At the distances we’ve been considering, glyph recurrences are likely to affect pairs of consecutive words.  The persistence principle would thus predict that similar words should have a greater likelihood of appearing next to each other within lines than dissimilar ones, with the average degree of similarity decreasing with distance.  This prediction is consistent with Timm’s observations about co-occurrence patterns within lines.

If we return to the set of the longest identically repeating glyph sequences, at least a couple of them appear to display persistent patterns of deviation from the qokeedy loop if we admit ch and Sh as similar glyphs, with a relationship to each other analogous to that of the various gallows glyphs.

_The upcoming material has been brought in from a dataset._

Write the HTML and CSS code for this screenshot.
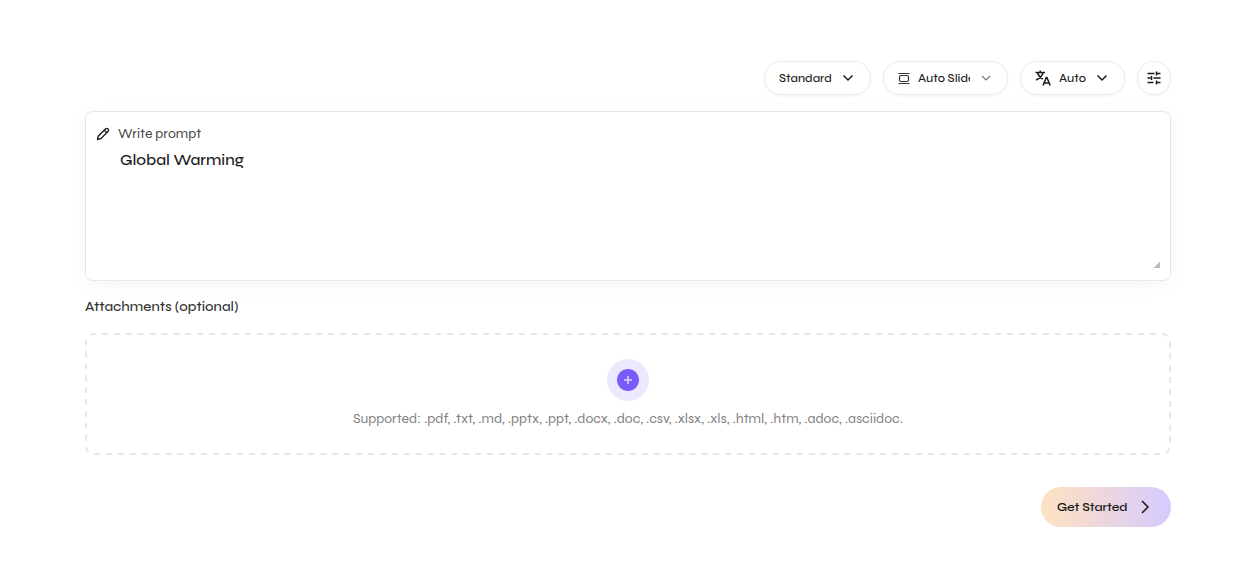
FILE: index.html
```html
<!DOCTYPE html>
<html lang="en">
<head>
    <meta charset="UTF-8">
    <meta name="viewport" content="width=device-width, initial-scale=1">
    <title>Create presentation</title>
    <link rel="stylesheet" href="styles.css">
</head>
<body>
<form class="page">
    <div class="toolbar">
        <div class="pill">
            <select class="tone" aria-label="Mode">
                <option>Standard</option>
            </select>
            <svg class="chevron" viewBox="0 0 16 16"><path d="M3.500 5.500 8 10l4.500-4.500"/></svg>
        </div>
        <div class="pill slides">
            <svg class="icon-slides" viewBox="0 0 12 14"><path d="M.5 2.500h11M.5 12.500h11"/><rect x="1.500" y="4.500" width="9" height="6" rx="1.500"/></svg>
            <select class="count" aria-label="Number of slides">
                <option>Auto Slides</option>
            </select>
            <svg class="chevron light" viewBox="0 0 16 16"><path d="m4 6 4 4 4-4"/></svg>
        </div>
        <div class="pill">
            <svg class="icon-lang" viewBox="0 0 16 16"><path d="M.5 2.500h9.500M5.200.5v2M8 2.700C7.200 5.500 4.500 8.500 1 10M2.500 2.700C3.500 5.800 5.500 8 7.800 9.200"/><path d="m8 15.500 3.300-8h.6l3.300 8M9.200 13h5"/></svg>
            <select class="lang" aria-label="Language">
                <option>Auto</option>
            </select>
            <svg class="chevron" viewBox="0 0 16 16"><path d="M3.500 5.500 8 10l4.500-4.500"/></svg>
        </div>
        <button type="button" class="round" aria-label="Advanced settings">
            <svg viewBox="0 0 16 16"><path d="M1.500 3.500h7M10.500 3.500h4M10.500 1.500v4M1.500 8h3M7.500 8h7M5.500 6v4M1.500 12.500h6M10 12.500h4.500M10.500 10.500v4"/></svg>
        </button>
    </div>

    <div class="prompt">
        <label for="prompt">
            <svg viewBox="0 0 16 16"><path d="M1.800 14.200l.7-3.700 8.300-8.200a1.900 1.900 0 0 1 2.900 2.900L5.500 13.400zM9.500 3.700l2.800 2.800"/></svg>
            Write prompt
        </label>
        <textarea id="prompt" spellcheck="false">Global Warming</textarea>
    </div>

    <h2>Attachments (optional)</h2>
    <button type="button" class="dropzone">
        <svg class="outline"><rect x="1" y="1" rx="8" pathLength="2412"/></svg>
        <span class="add">
            <svg viewBox="0 0 22 22"><path d="M11 7v8M7 11h8"/></svg>
        </span>
        <span class="types">Supported: .pdf, .txt, .md, .pptx, .ppt, .docx, .doc, .csv, .xlsx, .xls, .html, .htm, .adoc, .asciidoc.</span>
    </button>

    <button type="button" class="start">
        Get Started
        <svg viewBox="0 0 16 16"><path d="m4 2 6 6-6 6"/></svg>
    </button>
</form>
</body>
</html>
```

FILE: styles.css
```css
*{
    box-sizing:border-box;
}
body{
    margin:0;
    background:#fff;
    color:#191919;
    font-family:Syne, Inter, "Liberation Sans", sans-serif;
    font-size:14px;
}
button, select, textarea{
    margin:0;
    padding:0;
    border:none;
    background:none;
    color:inherit;
    font:inherit;
}
svg{
    flex:none;
    width:16px;
    height:16px;
    fill:none;
    stroke:#191919;
    stroke-width:1.5;
}
.page{
    display:flex;
    flex-direction:column;
    padding:61px 79px 52px 85px;
}
.toolbar{
    display:flex;
    justify-content:flex-end;
    gap:12px;
    margin-bottom:16px;
}
.pill, .round{
    display:flex;
    align-items:center;
    height:34px;
    border:1px solid #ededef;
    border-radius:17px;
    background:#fff;
    box-shadow:0 1px 3px rgba(0,0,0,.06);
}
.pill{
    gap:8px;
    padding:0 14px;
}
.pill select{
    appearance:none;
    font-size:12px;
    font-weight:500;
    line-height:16px;
}
.tone{
    width:53px;
}
.count{
    width:52px;
}
.lang{
    width:27px;
}
.slides{
    padding-right:13px;
}
.icon-slides{
    width:12px;
    height:14px;
    stroke:#333;
    stroke-width:1.2;
}
.light{
    stroke:#777;
    stroke-width:1.2;
}
.round{
    justify-content:center;
    width:34px;
}
.prompt{
    display:flex;
    flex-direction:column;
    height:170px;
    padding:11px 10px 12px 10px;
    border:1px solid #e5e7eb;
    border-radius:8px;
    background:#fff;
    box-shadow:0 4px 20px rgba(0,0,0,.04);
}
.prompt label{
    display:flex;
    align-items:center;
    gap:8px;
    color:#444;
    line-height:22px;
}
.prompt label svg{
    width:14px;
    height:14px;
}
.prompt textarea{
    flex:1;
    padding:3px 24px;
    outline:none;
    font-size:16px;
    font-weight:500;
    line-height:24px;
}
.prompt textarea::-webkit-resizer{
    background:linear-gradient(135deg, #fff 77%, #bbb 77%);
}
h2{
    margin:16px 0;
    color:#333;
    font-size:14px;
    font-weight:500;
    line-height:20px;
}
.dropzone{
    display:flex;
    flex-direction:column;
    align-items:center;
    gap:8px;
    position:relative;
    padding:26px;
}
/* dashed frame drawn over the edge, 6px on and 6px off */
.outline{
    position:absolute;
    top:0;
    left:0;
    width:100%;
    height:100%;
    stroke:#e5e7eb;
    stroke-width:2;
    stroke-dasharray:6 6;
    stroke-dashoffset:4;
}
.outline rect{
    width:calc(100% - 2px);
    height:calc(100% - 2px);
}
.add{
    display:flex;
    padding:10px;
    border-radius:50%;
    background:#ebe9fe;
}
.add svg{
    width:22px;
    height:22px;
    border-radius:50%;
    background:#7a5af8;
    stroke:#ddd6fe;
}
.types{
    color:#808080;
    font-size:14px;
    line-height:20px;
}
.start{
    display:flex;
    align-items:center;
    align-self:flex-end;
    gap:10px;
    width:130px;
    height:40px;
    margin-top:32px;
    padding-left:16px;
    border-radius:20px;
    background:linear-gradient(90deg, #fde2c3, #f3dad3 33%, #e4d3e9 66%, #d5caff);
    font-size:12px;
    font-weight:600;
}
```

  • olchedyqokainolSheyqokain
  • Shedyqokalchedyqokaiin

Now, I’ll admit that these two examples might complicate the line of argument I’ve been laying out as much as they support it.  For one thing, their periods of repetition are significantly longer than n+6.  In the first example, using my usual criteria for what counts as a single glyph, it’s n+12 (l>ch>e>d>y>q>o>k>a>i>n>o>l).  In the second example, it’s n+9 (Sh>e>d>y>q>o>k>a>l>ch).  Moreover, in the first example, the transitions from end up alternating: first o>l, then o>k, then o>l again, then o>k again.  It’s true that these transitions are the most probable ones for their contexts: compare edyqo>k (63.57%) with edyqo>l (7.10%) and kaino>l (35.96%) with kaino>k (28.09%).  But it would seem disingenuous to claim that there’s anything persistent about the transitions from as such.  We might still say that the transitions l>ch/Sh and k>a are persistent, in that they occur twice in a row, even though l>k and k>e+ is ordinarily a little more probable, and that the rest of the repeating pattern (insofar as it repeats) follows from that, including the alternation in transitions from o.  In the second example, the transition to ch/Sh and the choice of k>a over k>e+ again seem to be the persistent elements, which would make for an interesting coincidence.  Maybe I shouldn’t make too much of these sequences, but the fact that they occur not just once but twice, when identical repetitions of this length are so rare, suggests to me that there must be something unusually probable about their structures.  Perhaps there’s a larger default structure something along the lines of qokaiinolchedy—a structure which the sequence qokeedy short-circuits (so to speak) in the same way that chedy short-circuits qokeedy.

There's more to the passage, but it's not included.